One of my day-to-day tasks is meeting with my team on a regular basis. The team is responsible for bringing in new leads and introducing new clientele to the company and making connections with them. We really want to be the bridge between business and engineering. It involves a lot of communication as well as engineering know-how and understanding how to communicate with people who have different levels of proficiencies with our products or material.
How did you strengthen some of your non-technical skills outside of engineering like communication and sales?
I had prior internship experiences where I spent time with people who were on the ground. The people who are the front-line workers of their industries and who are really engaging with our products and the material in a close way. They have their own technical language and then I had to turn around and return to my team and add in the extra verbiage that’s going to help our understanding of their needs. A lot of it is building rapport with the customer. The stronger the bridge the better the connection.
Do you have any tips or tricks you’ve used to build rapport with people while working cross-functionally or with people outside of your department?
That’s easy. The biggest one that comes to mind is empathy. This will serve people well in Siemens or wherever they go. If you make the effort to seek to understand rather than to be understood – things will progress quicker. Knowing what the customer is going through when we approach them and when we tell them that we have something that’s going to reduce them margin of error, save them money, bring down the downtime for their project. It’s about empathizing with the problems that we know plague them and going in-depth on their issues and then communicating that to them.
What would you say has been your favorite part of interning here at Siemens?
It’s two things. It’s both the work, because the work entails everything I’ve been looking for in a role and I feel like I’ve truly found my calling. And then on the other hand it’s the team. Very few people can say that they can feel the energy from their team, even remotely. You can feel the energy and cheerfulness, even when we’re doing potentially stressful or challenging work. The grit and the ability to smile through it all and still be able to enjoy the working environment they have created is amazing.
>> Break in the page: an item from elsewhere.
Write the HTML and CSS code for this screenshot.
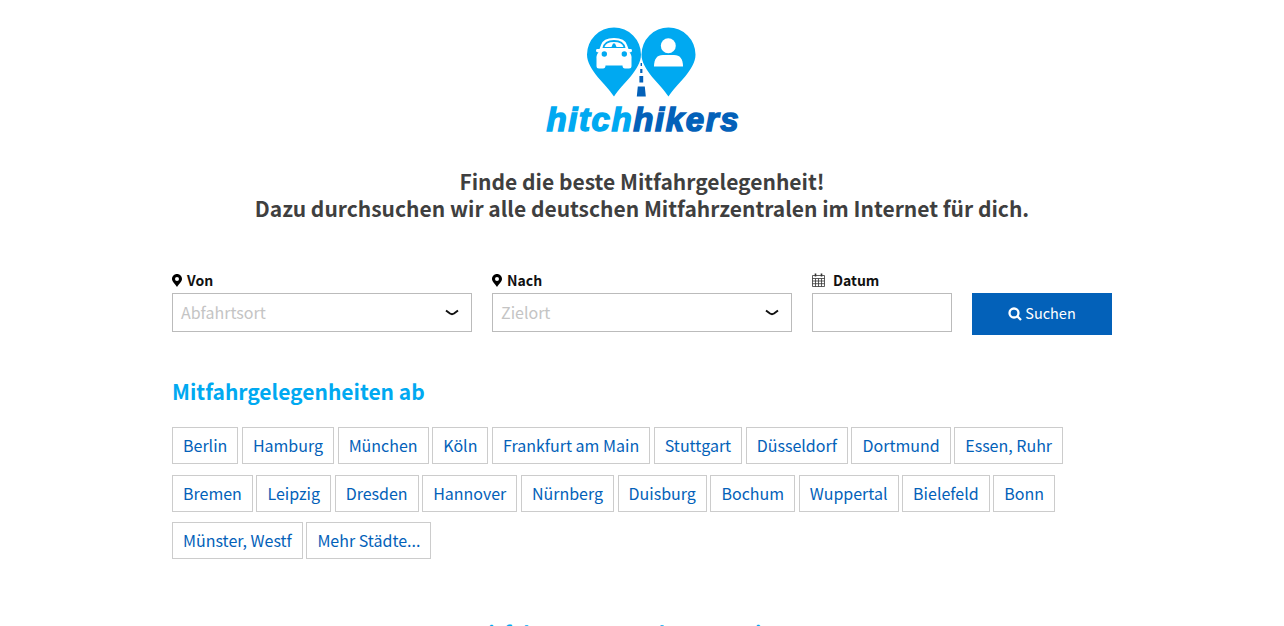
FILE: index.html
```html
<!DOCTYPE html>
<html lang="de">
<head>
    <meta charset="UTF-8">
    <title>hitchhikers</title>
    <link rel="stylesheet" href="styles.css">
</head>
<body>
    <div class="logo">
        <svg width="200" height="112" viewBox="0 0 200 112">
            <!-- car pin -->
            <path class="pin" d="M72 70.5C64 58 45 44 45 28.5A27 27 0 0 1 99 28.5C99 44 80 58 72 70.5Z"/>
            <!-- person pin -->
            <path class="pin" d="M126.5 70.5C118.5 58 99.5 44 99.5 28.5A27 27 0 0 1 153.5 28.5C153.5 44 134.5 58 126.5 70.5Z"/>
            <path class="cutout" d="M59 19Q61 12 72 12Q83 12 85 19L86.5 23H89Q90 23 90 25Q90 26 87.5 26.5Q90 29 89.5 33V40Q89.5 42.5 87 42.5H83Q80.5 42.5 80.5 39.5H63.5Q63.5 42.5 61 42.5H57Q54.5 42.5 54.5 40V33Q54 29 56.5 26.5Q54 26 54 25Q54 23 55 23H57.5Z"/>
            <path class="pin" d="M60.5 22Q62 14 72 14Q82 14 83.5 22Z"/>
            <path class="cutout" d="M62.5 21Q64 16 72 16Q80 16 81.5 21H74.5L73 17.5H71L69.5 21Z"/>
            <circle class="pin" cx="62.3" cy="28" r="2.7"/>
            <circle class="pin" cx="82.3" cy="28" r="2.7"/>
            <circle class="cutout" cx="126.3" cy="19.7" r="7.5"/>
            <path class="cutout" d="M112 40.5Q112 29 121 29H132Q141 29 141 40.5Z"/>
            <!-- road -->
            <path class="road" d="M98.6 37h1.4v3h-1.4zM98.2 43h2.2v4h-2.2zM97.4 50h3.8v6.5h-3.8zM95.8 60.5h7l1 10h-9z"/>
            <text class="logo-text" x="4.5" y="104.8"><tspan class="light">hitch</tspan><tspan class="dark">hikers</tspan></text>
        </svg>
    </div>

    <h1 class="intro">Finde die beste Mitfahrgelegenheit!<br>Dazu durchsuchen wir alle deutschen Mitfahrzentralen im Internet für dich.</h1>

    <div class="container">
        <form class="search">
            <div class="field wide">
                <label><svg class="ico" viewBox="0 0 10 13"><path fill-rule="evenodd" d="M5 0C2.2 0 0 2.2 0 5C0 7.5 3.5 10.5 5 13C6.5 10.5 10 7.5 10 5C10 2.2 7.8 0 5 0ZM5 3A2 2 0 1 1 5 7A2 2 0 1 1 5 3Z"/></svg> Von</label>
                <div class="box"><span class="placeholder">Abfahrtsort</span><svg class="chev" viewBox="0 0 14 7"><path d="M1 1.5L5 4.5Q7 5.8 9 4.5L13 1.5"/></svg></div>
            </div>
            <div class="field wide">
                <label><svg class="ico" viewBox="0 0 10 13"><path fill-rule="evenodd" d="M5 0C2.2 0 0 2.2 0 5C0 7.5 3.5 10.5 5 13C6.5 10.5 10 7.5 10 5C10 2.2 7.8 0 5 0ZM5 3A2 2 0 1 1 5 7A2 2 0 1 1 5 3Z"/></svg> Nach</label>
                <div class="box"><span class="placeholder">Zielort</span><svg class="chev" viewBox="0 0 14 7"><path d="M1 1.5L5 4.5Q7 5.8 9 4.5L13 1.5"/></svg></div>
            </div>
            <div class="field narrow">
                <label><svg class="cal" viewBox="0 0 13 14"><path d="M.5 2.5h12v11H.5zM.5 5.5h12M.5 8h12M.5 10.7h12M3.5 5.5v8M6.5 5.5v8M9.5 5.5v8"/><path class="cal-ring" d="M3.5 .5v3M9.5 .5v3"/></svg> <span class="cal-label">Datum</span></label>
                <div class="box"></div>
            </div>
            <div class="field narrow">
                <button type="button" class="btn"><svg class="mag" viewBox="0 0 14 14"><circle cx="6" cy="6" r="4.5"/><path d="M9.3 9.3L13 13"/></svg> <span class="btn-text">Suchen</span></button>
            </div>
        </form>

        <h2 class="cities-title">Mitfahrgelegenheiten ab</h2>
        <div class="cities">
            <a class="city">Berlin</a>
            <a class="city">Hamburg</a>
            <a class="city">München</a>
            <a class="city">Köln</a>
            <a class="city">Frankfurt am Main</a>
            <a class="city">Stuttgart</a>
            <a class="city">Düsseldorf</a>
            <a class="city">Dortmund</a>
            <a class="city">Essen, Ruhr</a>
            <a class="city">Bremen</a>
            <a class="city">Leipzig</a>
            <a class="city">Dresden</a>
            <a class="city">Hannover</a>
            <a class="city">Nürnberg</a>
            <a class="city">Duisburg</a>
            <a class="city">Bochum</a>
            <a class="city">Wuppertal</a>
            <a class="city">Bielefeld</a>
            <a class="city">Bonn</a>
            <a class="city">Münster, Westf</a>
            <a class="city">Mehr Städte...</a>
        </div>
    </div>

    <h2 class="next-title">Mitfahrten aus anderen Regionen</h2>
</body>
</html>
```

FILE: styles.css
```css
html, body {
    height: 626px;
    overflow: hidden;
}

body {
    margin: 0;
    background: #fff;
    color: #3a3a3a;
    font-family: "Noto Sans CJK SC", "Noto Sans", sans-serif;
}

.logo {
    display: flex;
    justify-content: center;
    padding-top: 26px;
    height: 112px;
}

.pin { fill: #00a9f1; }
.cutout { fill: #fff; }
.road { fill: #0361b9; }

.logo-text {
    font-family: "Liberation Sans", sans-serif;
    font-size: 33px;
    font-weight: bold;
    font-style: italic;
    letter-spacing: 1.6px;
    stroke-width: 1.5px;
}
.light { fill: #00a9f1; stroke: #00a9f1; }
.dark { fill: #0361b9; stroke: #0361b9; }

.intro {
    margin: 30px 0 0;
    text-align: center;
    font-size: 21px;
    line-height: 27px;
    font-weight: 600;
    color: #3f3f3f;
}

.container {
    width: 940px;
    margin: 0 auto;
}

.search {
    display: flex;
    gap: 20px;
    margin-top: 47px;
}

.wide { width: 300px; }
.narrow { width: 140px; }

.field label {
    display: flex;
    align-items: center;
    gap: 5px;
    height: 24px;
    padding-bottom: 2px;
    box-sizing: border-box;
    font-size: 14px;
    font-weight: 600;
    color: #111;
}

.ico { width: 10px; height: 13px; }

.cal {
    width: 13px;
    height: 14px;
    fill: none;
    stroke: #333;
    stroke-width: 0.8;
}
.cal-ring { stroke-width: 1.6; }
.cal-label { margin-left: 3px; }

.box {
    display: flex;
    align-items: center;
    justify-content: space-between;
    box-sizing: border-box;
    height: 39px;
    padding: 0 12px 0 8px;
    border: 1px solid #bbb;
    background: #fff;
}

.placeholder {
    font-size: 16px;
    line-height: 20px;
    margin-bottom: 2px;
    color: #c4c4c4;
}

.chev {
    width: 14px;
    height: 7px;
    fill: none;
    stroke: #111;
    stroke-width: 2;
}

.btn {
    display: flex;
    align-items: center;
    justify-content: center;
    gap: 3px;
    width: 100%;
    height: 42px;
    margin-top: 24px;
    padding: 0;
    border: 0;
    background: #0361b9;
    color: #fff;
    font-family: inherit;
    font-size: 14.5px;
}

.btn-text {
    line-height: 20px;
    margin-bottom: 2px;
}

.mag {
    width: 14px;
    height: 14px;
    fill: none;
    stroke: #fff;
    stroke-width: 2.3;
}

.cities-title {
    margin: 41px 0 0;
    font-size: 21px;
    line-height: 30px;
    font-weight: 600;
    color: #00a9f1;
}

.cities {
    display: flex;
    flex-wrap: wrap;
    gap: 10.5px 3.6px;
    margin-top: 21px;
}

.city {
    box-sizing: border-box;
    height: 37px;
    padding: 0 10px;
    border: 1px solid #ccc;
    color: #0361b9;
    font-size: 16px;
    line-height: 34px;
}

.next-title {
    margin: 59px 0 0;
    text-align: center;
    font-size: 21px;
    line-height: 30px;
    font-weight: 600;
    color: #00a9f1;
}
```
This is a close-knit team as there isn’t that many of us in CIS, but there has been no lack of communication. Being a co-op, especially remotely, I was wondering what it was going to be like in terms of communication. I didn’t know how it would be, and I have gotten more than what I’ve hoped for. Between the team and my work, it has all sold me on Siemens.
What advice do you have for future interns?
I would say to them to not be daunted by the research portion. Siemens is a multi-conglomerate company. When you come on you have a lot to learn, but your attitude will determine everything. Take breaks and don’t drain yourself. For me, I read about the software and then got a live demo. Ask for help and request a meeting if you don’t understand something. Don’t be afraid to ask for help, try to do your work to the best of your abilities, but don’t be afraid to reach out.